Before clustering we could have performed some dimension reduction to reduce noisy and irrelevant information, as the size of the dataset, in an attempt to reduce computational effort. However, since that was not asked, and due to very limited space, that task was not performed. 

In [3]:
def apply_clustering(X, n_clusters, method, eps_, min_samples_):
    if method == 'kmeans':
        model = KMeans(n_clusters=n_clusters, random_state=42)
        labels = model.fit_predict(X)
        inertia = model.inertia_
        silhouette = silhouette_score(X, labels)
        ch_score = calinski_harabasz_score(X, labels)
        return labels, inertia, silhouette, ch_score
           
    elif method == 'hca':
        model = AgglomerativeClustering(n_clusters=n_clusters, linkage="ward")
        labels = model.fit_predict(X)
        silhouette = silhouette_score(X, labels)
        ch_score = calinski_harabasz_score(X, labels)
        return labels, None, silhouette, ch_score
    
    elif method == 'dbscan':
        model = DBSCAN(eps=eps_, min_samples=min_samples_)
        labels = model.fit_predict(X)
        n_clusters = len(np.unique(labels)) - 1
        if n_clusters == 0:
            return None, None, None, None
        silhouette = silhouette_score(X, labels)
        ch_score = calinski_harabasz_score(X, labels)
        return labels, None, silhouette, ch_score

In [4]:
clusters_arr=[2,3,4,5,6,7,8]
methods=["kmeans","hca"]
duration_arr=[]
labels_arr=[]
inertia_arr=[]
silhouette_arr=[]
ch_score_arr=[]
datasets=[train_scaled, unique_scaled]

for dataset in datasets:    
    for method in methods:
        duration_arr.clear()
        labels_arr.clear()
        inertia_arr.clear()
        silhouette_arr.clear()
        ch_score_arr.clear()
        
        for n_clusters in clusters_arr:
            t_start=time.time()
            labels,inertia,silhouette,ch_score=apply_clustering(dataset, n_clusters, method,0,0)
            t_end=time.time()

            duration_arr.append(round(t_end-t_start,3))
            labels_arr.append(labels)
            if inertia is None:
                inertia_arr.append(inertia)
            else:
                inertia_arr.append(round(inertia,3))
            silhouette_arr.append(round(silhouette,3))
            ch_score_arr.append(round(ch_score,3))

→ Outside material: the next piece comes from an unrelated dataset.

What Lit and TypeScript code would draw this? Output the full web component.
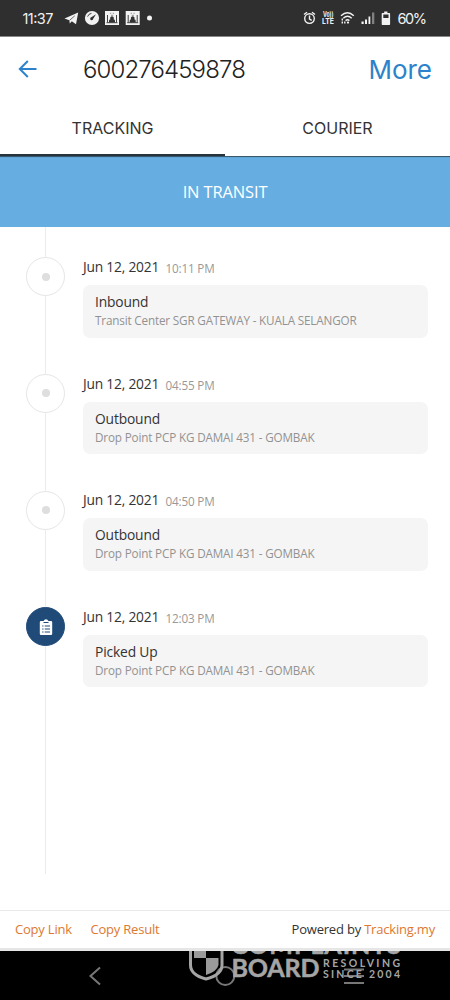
import { LitElement, html, css, svg } from "lit";
import { customElement, property } from "lit/decorators.js";

interface TrackEvent {
  date: string;
  time: string;
  title: string;
  place: string;
  picked?: boolean;
}

const EVENTS: TrackEvent[] = [
  { date: "Jun 12, 2021", time: "10:11 PM", title: "Inbound", place: "Transit Center SGR GATEWAY - KUALA SELANGOR" },
  { date: "Jun 12, 2021", time: "04:55 PM", title: "Outbound", place: "Drop Point PCP KG DAMAI 431 - GOMBAK" },
  { date: "Jun 12, 2021", time: "04:50 PM", title: "Outbound", place: "Drop Point PCP KG DAMAI 431 - GOMBAK" },
  { date: "Jun 12, 2021", time: "12:03 PM", title: "Picked Up", place: "Drop Point PCP KG DAMAI 431 - GOMBAK", picked: true },
];

const photo = (x: number) => svg`
  <g transform="translate(${x} 11)">
    <path d="M0 0H14V14H0Z" fill="#f2f2f2"/>
    <path d="M2.500 4V11.500M11.500 4V11.500M1.500 11.700H12.500" stroke="#444" stroke-width="1" fill="none"/>
    <path d="M5 2.300H6.200M7.800 2.300H9M6 4.300H8.200" stroke="#777" stroke-width=".8" fill="none"/>
    <path d="M4 11.500V9.800Q4 8.600 5.400 8.300A1.900 1.900 0 1 1 8.600 8.300Q10 8.600 10 9.800V11.500Z" fill="#333"/>
  </g>`;

@customElement("status-bar")
class StatusBar extends LitElement {
  static styles = css`
    :host { display: block; height: 36px; background: #2f2f2f; }
    svg { display: block; }
    text { font-family: Inter, "Open Sans", sans-serif; fill: #f2f2f2; }
    .clock { font-size: 14.5px; }
    .volte { font-size: 7.5px; font-weight: 700; }
  `;
  render() {
    return html`<svg width="450" height="36" viewBox="0 0 450 36">
      <text class="clock" x="22.5" y="24" textLength="31">11:37</text>
      <path d="M64.500 18.600L78.200 12.600L76 24.300L71.800 21.300L69.800 23.600L69.300 20.200Z" fill="#f2f2f2"/>
      <path d="M69.600 20.300L74.800 15.800" stroke="#2f2f2f" stroke-width=".7"/>
      <circle cx="92" cy="18" r="7.100" fill="#f2f2f2"/>
      <path d="M87.600 16.600A4.800 4.800 0 0 1 91.500 13.300" fill="none" stroke="#444" stroke-width="1"/>
      <path d="M96 14.200L93.200 18.800A1.500 1.500 0 1 1 91.300 17.300Z" fill="#2f2f2f"/>
      ${photo(105)}${photo(125.7)}
      <circle cx="149.500" cy="18" r="2.500" fill="#f2f2f2"/>
      <g fill="none" stroke="#f2f2f2" stroke-width="1.400">
        <circle cx="309.500" cy="18.600" r="4.800"/>
        <path d="M309.500 15.500V19L311.700 20.300M304 14.500L307 12.200M315 14.500L312 12.200"/>
        <path d="M341 15.800Q347.500 9.800 353.800 15.800M343.300 18.300Q347.500 14.400 351.700 18.300"/>
        <path d="M345.600 20.600Q347.500 19 349.400 20.600"/>
        <path d="M342.300 18.500V23.500M344.800 21.500V23.500" stroke-dasharray="2 1"/>
      </g>
      <circle cx="348" cy="22.600" r="1.100" fill="#f2f2f2"/>
      <text class="volte" x="323" y="17.200" textLength="10.500" lengthAdjust="spacingAndGlyphs">Vo))</text>
      <text class="volte" x="322" y="24" textLength="12" lengthAdjust="spacingAndGlyphs">LTE</text>
      <g fill="#f2f2f2">
        <path d="M361.500 21.500h2.200V24h-2.200ZM365 19.500h2V24h-2ZM368.500 16.500h1.800V24h-1.800Z"/>
        <path d="M372 12.500h2.300V24H372Z" opacity=".42"/>
        <path fill-rule="evenodd" d="M384.200 11.600h3.200v1.400h2q.7 0 .7.7V24.300q0 .7-.7.7h-7q-.7 0-.7-.7V13.700q0-.7.7-.7h1.800ZM383.300 14.600V18h5.200V14.600Z"/>
      </g>
      <text class="clock" x="397.500" y="24" textLength="29.500">60%</text>
    </svg>`;
  }
}

@customElement("track-event")
class TrackEventRow extends LitElement {
  @property({ attribute: false }) event!: TrackEvent;
  static styles = css`
    :host { display: flex; gap: 18px; height: 116.6px; box-sizing: border-box; padding-left: 26px; }
    .dot { box-sizing: border-box; flex: none; width: 39px; height: 39px; margin-top: 30.400px; border-radius: 50%;
      border: 1px solid #e6e6e6; background: #fff; display: grid; place-items: center; }
    .dot::after { content: ""; width: 8px; height: 8px; border-radius: 50%; background: #dedede; }
    .picked { background: #204a78; border-color: #204a78; }
    .picked::after { display: none; }
    .body { width: 345px; padding-top: 30.300px; }
    .when { height: 27.800px; line-height: 20px; white-space: nowrap; display: flex; gap: 6.500px; }
    .date { font-size: 13.800px; letter-spacing: -0.220px; color: #333; }
    .time { font-size: 11.700px; letter-spacing: -0.180px; color: #999; padding-top: 1px; }
    .card { box-sizing: border-box; height: 52.500px; border-radius: 7px; background: #f5f5f5; padding: 7px 12px 0; white-space: nowrap; }
    .title { font-size: 13.800px; letter-spacing: -0.150px; line-height: 20px; color: #333; }
    .place { font-size: 11.700px; letter-spacing: -0.160px; line-height: 17px; color: #929292; }
  `;
  render() {
    const e = this.event;
    return html`
      <div class="dot ${e.picked ? "picked" : ""}">
        ${e.picked
          ? html`<svg width="14" height="18" viewBox="0 0 14 18">
              <path fill="#fff" d="M2 3H4.700A2.400 2.400 0 0 1 9.300 3H12Q13.200 3 13.200 4.200V15.800Q13.200 17 12 17H2Q.8 17 .8 15.800V4.200Q.8 3 2 3Z"/>
              <path d="M4.500 4.500H9.500M3.200 8H4.500M5.700 8H11M3.200 11H4.500M5.700 11H11M3.200 14H4.500M5.700 14H11" stroke="#204a78" stroke-width="1.200"/>
            </svg>`
          : ""}
      </div>
      <div class="body">
        <div class="when"><span class="date">${e.date}</span><span class="time">${e.time}</span></div>
        <div class="card"><div class="title">${e.title}</div><div class="place">${e.place}</div></div>
      </div>`;
  }
}

@customElement("nav-bar")
class NavBar extends LitElement {
  static styles = css`
    :host { display: block; height: 49px; background: #000; }
    svg { display: block; }
    text { font-family: Lato, sans-serif; fill: #a5a5a5; }
    .big { font-size: 25px; font-weight: 700; stroke: #a5a5a5; stroke-width: .5px; }
    .small { font-size: 10.500px; font-weight: 700; }
  `;
  render() {
    return html`<svg width="450" height="49" viewBox="0 951 450 49">
      <path d="M100 967.500L90.500 976L100 984.500" fill="none" stroke="#777" stroke-width="2"/>
      <circle cx="225.300" cy="976" r="9" fill="none" stroke="#777" stroke-width="2"/>
      <path d="M344 969.500H364M344 976H364M344 983H364" stroke="#777" stroke-width="2"/>
      <path d="M190.500 945V965Q190.500 975 206 979Q222 975 222 965V945" fill="none" stroke="#a5a5a5" stroke-width="3"/>
      <path d="M194 945H206V958H194ZM206 958H218.500V965Q217 971.500 206 975Z" fill="#9a9a9a"/>
      <text class="big" x="231" y="954" textLength="170">COMPLAINTS</text>
      <text class="big" x="231.500" y="977" textLength="88">BOARD</text>
      <text class="small" x="323" y="967" textLength="77">RESOLVING</text>
      <text class="small" x="323" y="977.500" textLength="77">SINCE 2004</text>
    </svg>`;
  }
}

@customElement("app-root")
class AppRoot extends LitElement {
  static styles = css`
    :host { display: flex; flex-direction: column; width: 450px; height: 1000px; overflow: hidden; background: #fff;
      font-family: "Open Sans", "Noto Sans", sans-serif; color: #333; }
    .header { height: 64px; display: flex; align-items: center; border-top: 1px solid #888; box-sizing: border-box;
      padding: 1px 18px 0; font-family: Inter, sans-serif; }
    .back { width: 65px; flex: none; display: flex; }
    .number { flex: 1; font-size: 24px; font-weight: 300; color: #222; letter-spacing: -0.880px; }
    .more { font-size: 26px; color: #2d83cb; }
    .tabs { display: grid; grid-template-columns: 1fr 1fr; height: 56px; box-sizing: border-box;
      font-family: Inter, sans-serif; font-size: 16px; text-align: center; line-height: 56px; }
    .tab { height: 56px; border-bottom: 2px solid transparent; box-sizing: border-box; }
    .active { border-bottom-color: #26323c; }
    .banner { height: 71px; line-height: 72px; text-align: center; background: #66aee1; color: #fff; font-size: 16.500px;
      letter-spacing: -0.150px; box-shadow: inset 0 2px 1px -1px #344f64; }
    .timeline { height: 683px; box-sizing: border-box;
      background: linear-gradient(#ececec, #ececec) 44.500px 0 / 1px 647px no-repeat; }
    .footer { height: 37px; border-top: 1px solid #e9e9e9; border-bottom: 3px solid #e6e6e6;
      display: flex; padding: 0 15px; font-size: 13px; letter-spacing: -0.200px; line-height: 37px; white-space: nowrap; }
    .link { color: #dc7831; margin-right: 18.500px; }
    .powered { margin-left: auto; }
    .brand { color: #dc7831; }
  `;
  render() {
    return html`
      <status-bar></status-bar>
      <div class="header">
        <span class="back"><svg width="20" height="20" viewBox="0 0 20 20"><path d="M18.500 10H2M9.800 2L1.800 10L9.800 18" fill="none" stroke="#2d83cb" stroke-width="2"/></svg></span>
        <span class="number">600276459878</span>
        <span class="more">More</span>
      </div>
      <div class="tabs"><div class="tab active">TRACKING</div><div class="tab">COURIER</div></div>
      <div class="banner">IN TRANSIT</div>
      <div class="timeline">${EVENTS.map((e) => html`<track-event .event=${e}></track-event>`)}</div>
      <div class="footer">
        <span class="link">Copy Link</span><span class="link">Copy Result</span>
        <span class="powered">Powered by <span class="brand">Tracking.my</span></span>
      </div>
      <nav-bar></nav-bar>`;
  }
}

        print("\nMethod: ", method)
        print("Clusters:", clusters_arr)
        print("Duration: ", duration_arr)
        print("Labels: ",labels_arr)
        print("Inertia: ",inertia_arr)
        print("Silhouette score: ",silhouette_arr)
        print("Calinski-Harabasz score: ",ch_score_arr)
        


Method:  kmeans
Clusters: [2, 3, 4, 5, 6, 7, 8]
Duration:  [8.236, 8.862, 9.432, 8.855, 10.655, 10.985, 12.474]
Labels:  [array([0, 0, 0, ..., 1, 1, 1]), array([0, 0, 0, ..., 1, 1, 2]), array([1, 1, 1, ..., 0, 0, 3]), array([1, 1, 1, ..., 2, 2, 0]), array([0, 0, 0, ..., 2, 2, 4]), array([3, 3, 3, ..., 1, 1, 6]), array([6, 6, 6, ..., 7, 7, 4])]
Inertia:  [1173756.429, 1039073.838, 961811.049, 898430.53, 842678.088, 788053.678, 751401.145]
Silhouette score:  [0.347, 0.314, 0.304, 0.256, 0.263, 0.266, 0.268]
Calinski-Harabasz score:  [9936.174, 6989.615, 5603.075, 4873.466, 4437.802, 4199.884, 3923.436]

Method:  hca
Clusters: [2, 3, 4, 5, 6, 7, 8]
Duration:  [56.665, 40.177, 39.797, 48.168, 39.47, 40.121, 39.522]
Labels:  [array([1, 1, 1, ..., 0, 0, 0], dtype=int64), array([0, 0, 0, ..., 2, 2, 1], dtype=int64), array([1, 1, 1, ..., 2, 2, 0], dtype=int64), array([0, 0, 0, ..., 2, 2, 1], dtype=int64), array([3, 3, 3, ..., 2, 2, 0], dtype=int64), array([3, 3, 3, ..., 0, 0, 2], dtype=int64)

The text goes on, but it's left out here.